LpcArk said:
This isn't a question but more of a request of opinion. How do you think gravity actually works, whether with gravitons, waves, or space-time bending to physically interact with matter etc. Not just what the theory says gravity does but what you think actually causes the effect.
At present, General Relativity is the most successful theory we have, and it is typically summed up in John Wheeler's words "Matter tells space how to curve, and space tells matter how to move". We don't really even known what matter is, let alone how it curves space.
Any ideas for explanations would therefore be new theories; if someone had a good one which really worked and remained consistent with the known GR experimental results, I think we would probably get to hear about it.
I have some personal models which I use to visualise various aspects of gravity theory.
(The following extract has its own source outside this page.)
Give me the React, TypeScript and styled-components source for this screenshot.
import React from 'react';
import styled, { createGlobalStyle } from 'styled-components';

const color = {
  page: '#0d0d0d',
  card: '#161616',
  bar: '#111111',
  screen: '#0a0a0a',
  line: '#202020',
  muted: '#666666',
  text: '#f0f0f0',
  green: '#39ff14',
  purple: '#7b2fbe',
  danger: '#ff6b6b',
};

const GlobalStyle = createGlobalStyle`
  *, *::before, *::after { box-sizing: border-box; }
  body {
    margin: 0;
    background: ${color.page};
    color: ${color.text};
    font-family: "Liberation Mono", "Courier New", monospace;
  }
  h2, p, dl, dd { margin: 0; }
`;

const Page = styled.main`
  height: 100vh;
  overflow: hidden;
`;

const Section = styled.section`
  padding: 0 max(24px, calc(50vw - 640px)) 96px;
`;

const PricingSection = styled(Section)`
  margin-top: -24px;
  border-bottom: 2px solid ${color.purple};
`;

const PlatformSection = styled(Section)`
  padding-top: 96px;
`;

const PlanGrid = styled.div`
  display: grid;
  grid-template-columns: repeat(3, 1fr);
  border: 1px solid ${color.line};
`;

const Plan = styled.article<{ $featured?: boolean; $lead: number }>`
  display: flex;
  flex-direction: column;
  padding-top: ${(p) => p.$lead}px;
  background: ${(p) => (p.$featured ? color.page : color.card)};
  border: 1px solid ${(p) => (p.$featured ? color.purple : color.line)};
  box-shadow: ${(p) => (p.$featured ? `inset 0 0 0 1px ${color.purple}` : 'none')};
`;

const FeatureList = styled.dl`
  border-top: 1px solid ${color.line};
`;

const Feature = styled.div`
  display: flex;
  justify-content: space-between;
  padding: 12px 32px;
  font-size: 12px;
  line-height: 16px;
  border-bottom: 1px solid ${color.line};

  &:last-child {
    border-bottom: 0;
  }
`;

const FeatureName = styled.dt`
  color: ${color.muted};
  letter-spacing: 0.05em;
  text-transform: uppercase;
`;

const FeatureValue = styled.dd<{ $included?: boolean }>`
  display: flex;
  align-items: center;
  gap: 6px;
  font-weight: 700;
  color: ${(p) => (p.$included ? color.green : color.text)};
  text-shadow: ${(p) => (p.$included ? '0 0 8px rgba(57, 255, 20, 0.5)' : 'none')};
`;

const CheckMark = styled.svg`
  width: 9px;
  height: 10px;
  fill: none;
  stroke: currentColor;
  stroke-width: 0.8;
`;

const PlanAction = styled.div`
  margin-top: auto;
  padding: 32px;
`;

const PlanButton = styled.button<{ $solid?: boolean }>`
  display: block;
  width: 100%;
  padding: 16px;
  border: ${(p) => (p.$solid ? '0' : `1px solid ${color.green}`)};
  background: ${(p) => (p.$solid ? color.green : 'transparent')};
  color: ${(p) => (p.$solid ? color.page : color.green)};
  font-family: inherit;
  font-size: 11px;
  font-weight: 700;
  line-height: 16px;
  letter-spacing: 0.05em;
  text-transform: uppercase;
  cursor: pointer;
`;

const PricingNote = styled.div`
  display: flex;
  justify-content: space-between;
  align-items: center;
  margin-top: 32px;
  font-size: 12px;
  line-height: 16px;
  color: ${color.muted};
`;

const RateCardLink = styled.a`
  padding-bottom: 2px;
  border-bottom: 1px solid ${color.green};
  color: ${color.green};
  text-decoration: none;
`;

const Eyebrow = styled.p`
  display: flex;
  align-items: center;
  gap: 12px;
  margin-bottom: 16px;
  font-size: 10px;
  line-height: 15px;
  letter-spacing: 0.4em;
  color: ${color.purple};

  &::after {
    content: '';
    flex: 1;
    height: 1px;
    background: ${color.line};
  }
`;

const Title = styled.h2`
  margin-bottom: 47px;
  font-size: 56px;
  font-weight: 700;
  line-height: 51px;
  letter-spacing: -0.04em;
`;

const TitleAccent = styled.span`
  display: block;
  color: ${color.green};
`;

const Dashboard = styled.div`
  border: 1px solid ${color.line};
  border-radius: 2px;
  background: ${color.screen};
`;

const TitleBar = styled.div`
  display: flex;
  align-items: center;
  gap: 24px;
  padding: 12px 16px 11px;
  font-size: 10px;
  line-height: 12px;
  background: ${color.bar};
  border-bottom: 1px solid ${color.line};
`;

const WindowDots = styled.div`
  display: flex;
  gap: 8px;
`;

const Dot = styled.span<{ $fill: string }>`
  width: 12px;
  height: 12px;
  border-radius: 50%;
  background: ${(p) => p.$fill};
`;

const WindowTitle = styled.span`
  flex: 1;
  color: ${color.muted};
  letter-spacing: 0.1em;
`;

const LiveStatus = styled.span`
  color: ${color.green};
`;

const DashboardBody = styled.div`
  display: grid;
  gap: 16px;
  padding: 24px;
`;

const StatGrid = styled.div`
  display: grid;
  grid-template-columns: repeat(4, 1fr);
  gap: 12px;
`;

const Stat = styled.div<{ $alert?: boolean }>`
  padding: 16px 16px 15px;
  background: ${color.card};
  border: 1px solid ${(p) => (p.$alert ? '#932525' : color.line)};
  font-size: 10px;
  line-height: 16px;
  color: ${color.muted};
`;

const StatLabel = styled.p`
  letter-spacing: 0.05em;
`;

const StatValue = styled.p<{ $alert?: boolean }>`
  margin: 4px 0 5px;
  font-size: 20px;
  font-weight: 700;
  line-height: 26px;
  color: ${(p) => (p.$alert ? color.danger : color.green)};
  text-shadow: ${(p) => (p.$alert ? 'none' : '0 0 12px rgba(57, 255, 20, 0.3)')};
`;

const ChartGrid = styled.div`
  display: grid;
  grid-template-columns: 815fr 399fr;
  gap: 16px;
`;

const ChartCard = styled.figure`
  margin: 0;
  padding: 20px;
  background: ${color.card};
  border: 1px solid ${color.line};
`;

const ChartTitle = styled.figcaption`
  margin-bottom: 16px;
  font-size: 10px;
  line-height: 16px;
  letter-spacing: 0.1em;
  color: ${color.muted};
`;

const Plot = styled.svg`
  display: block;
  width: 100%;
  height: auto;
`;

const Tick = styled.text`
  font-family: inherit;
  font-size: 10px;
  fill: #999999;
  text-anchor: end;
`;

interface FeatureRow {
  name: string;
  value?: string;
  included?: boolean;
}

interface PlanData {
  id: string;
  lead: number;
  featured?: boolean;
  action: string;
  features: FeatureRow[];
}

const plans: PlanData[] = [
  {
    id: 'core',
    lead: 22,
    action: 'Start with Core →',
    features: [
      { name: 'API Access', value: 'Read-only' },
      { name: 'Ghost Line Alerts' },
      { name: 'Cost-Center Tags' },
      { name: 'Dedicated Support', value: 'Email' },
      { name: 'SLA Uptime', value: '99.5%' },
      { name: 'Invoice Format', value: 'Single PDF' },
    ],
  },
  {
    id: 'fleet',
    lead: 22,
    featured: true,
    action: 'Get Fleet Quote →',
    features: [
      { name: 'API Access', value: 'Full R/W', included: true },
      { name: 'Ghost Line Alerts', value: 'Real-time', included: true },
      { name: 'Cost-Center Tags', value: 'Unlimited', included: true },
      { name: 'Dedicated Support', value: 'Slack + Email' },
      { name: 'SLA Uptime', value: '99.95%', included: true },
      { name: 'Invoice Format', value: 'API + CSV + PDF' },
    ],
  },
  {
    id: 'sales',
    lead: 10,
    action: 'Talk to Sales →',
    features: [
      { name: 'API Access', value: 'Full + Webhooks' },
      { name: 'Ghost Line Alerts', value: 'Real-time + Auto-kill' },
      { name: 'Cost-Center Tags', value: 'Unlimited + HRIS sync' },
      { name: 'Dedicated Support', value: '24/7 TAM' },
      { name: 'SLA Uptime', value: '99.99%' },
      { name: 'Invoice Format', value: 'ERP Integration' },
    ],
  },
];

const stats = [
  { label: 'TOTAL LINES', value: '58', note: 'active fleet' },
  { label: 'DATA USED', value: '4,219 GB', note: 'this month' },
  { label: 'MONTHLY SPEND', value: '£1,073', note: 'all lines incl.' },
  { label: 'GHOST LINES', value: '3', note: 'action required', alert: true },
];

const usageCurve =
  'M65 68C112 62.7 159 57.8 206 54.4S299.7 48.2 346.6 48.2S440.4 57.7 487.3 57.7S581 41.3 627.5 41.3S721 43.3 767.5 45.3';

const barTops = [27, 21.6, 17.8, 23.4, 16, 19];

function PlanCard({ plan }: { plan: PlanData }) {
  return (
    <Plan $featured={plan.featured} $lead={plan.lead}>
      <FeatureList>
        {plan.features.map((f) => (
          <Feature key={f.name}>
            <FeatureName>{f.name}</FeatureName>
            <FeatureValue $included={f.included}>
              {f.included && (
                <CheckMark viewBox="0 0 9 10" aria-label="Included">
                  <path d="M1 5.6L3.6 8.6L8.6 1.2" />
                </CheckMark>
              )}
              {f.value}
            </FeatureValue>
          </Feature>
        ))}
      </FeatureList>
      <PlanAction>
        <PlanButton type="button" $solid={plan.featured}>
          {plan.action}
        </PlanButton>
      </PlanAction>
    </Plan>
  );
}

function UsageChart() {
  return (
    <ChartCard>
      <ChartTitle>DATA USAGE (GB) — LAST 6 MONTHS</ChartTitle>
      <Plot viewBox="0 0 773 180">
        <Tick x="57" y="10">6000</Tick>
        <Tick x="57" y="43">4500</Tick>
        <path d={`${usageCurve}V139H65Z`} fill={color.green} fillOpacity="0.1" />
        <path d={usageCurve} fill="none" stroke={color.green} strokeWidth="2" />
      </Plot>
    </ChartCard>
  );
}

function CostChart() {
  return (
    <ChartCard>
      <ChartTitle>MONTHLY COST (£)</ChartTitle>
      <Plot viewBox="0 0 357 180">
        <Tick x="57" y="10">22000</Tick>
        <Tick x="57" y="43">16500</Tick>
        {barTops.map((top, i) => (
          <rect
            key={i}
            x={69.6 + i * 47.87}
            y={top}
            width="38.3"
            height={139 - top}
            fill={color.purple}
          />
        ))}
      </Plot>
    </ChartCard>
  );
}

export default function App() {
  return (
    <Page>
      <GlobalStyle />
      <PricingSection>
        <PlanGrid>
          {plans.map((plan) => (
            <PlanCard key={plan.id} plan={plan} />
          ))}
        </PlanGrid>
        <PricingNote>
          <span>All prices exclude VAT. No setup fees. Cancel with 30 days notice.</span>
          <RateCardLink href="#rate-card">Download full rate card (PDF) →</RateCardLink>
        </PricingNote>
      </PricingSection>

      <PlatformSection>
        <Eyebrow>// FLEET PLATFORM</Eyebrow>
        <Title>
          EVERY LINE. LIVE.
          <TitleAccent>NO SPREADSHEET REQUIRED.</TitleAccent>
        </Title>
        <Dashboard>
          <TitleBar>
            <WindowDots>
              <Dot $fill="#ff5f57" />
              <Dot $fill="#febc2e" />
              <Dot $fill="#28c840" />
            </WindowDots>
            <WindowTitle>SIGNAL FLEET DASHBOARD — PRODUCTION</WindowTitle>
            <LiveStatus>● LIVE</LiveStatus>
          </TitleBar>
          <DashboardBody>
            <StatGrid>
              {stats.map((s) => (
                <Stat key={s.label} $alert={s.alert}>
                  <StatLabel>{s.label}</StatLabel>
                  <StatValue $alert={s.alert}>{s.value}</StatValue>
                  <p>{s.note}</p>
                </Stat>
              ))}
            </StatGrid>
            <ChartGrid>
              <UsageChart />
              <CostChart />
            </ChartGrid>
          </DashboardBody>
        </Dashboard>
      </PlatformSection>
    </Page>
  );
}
For example, to visualise the relationship between "action at a distance" descriptions and "local field" descriptions, I imagine that anything containing energy emits spherical complex scalar waves expanding at c with the frequency associated with that energy (which is vaguely related to the sort of things that are assumed to happen in quantum theory). In that case, the divergence of the gradient (the Laplacian) of the total phase of that combined wave at any point is a scalar quantity which is equal to the sum of the energy of each source divided by its distance. Multiplied by G/c^2, that sum gives the total Newtonian gravitational potential, and the gradient of that potential is then the Newtonian field.
Although I like to use that sort of model to help understand how things might work, I can also usually find ways in which the model does not work, or find completely different models for the same theory. This doesn't mean I need to throw the model away, but does mean I have to be cautious about its limitations, just as when using Newtonian theory as an approximation to GR.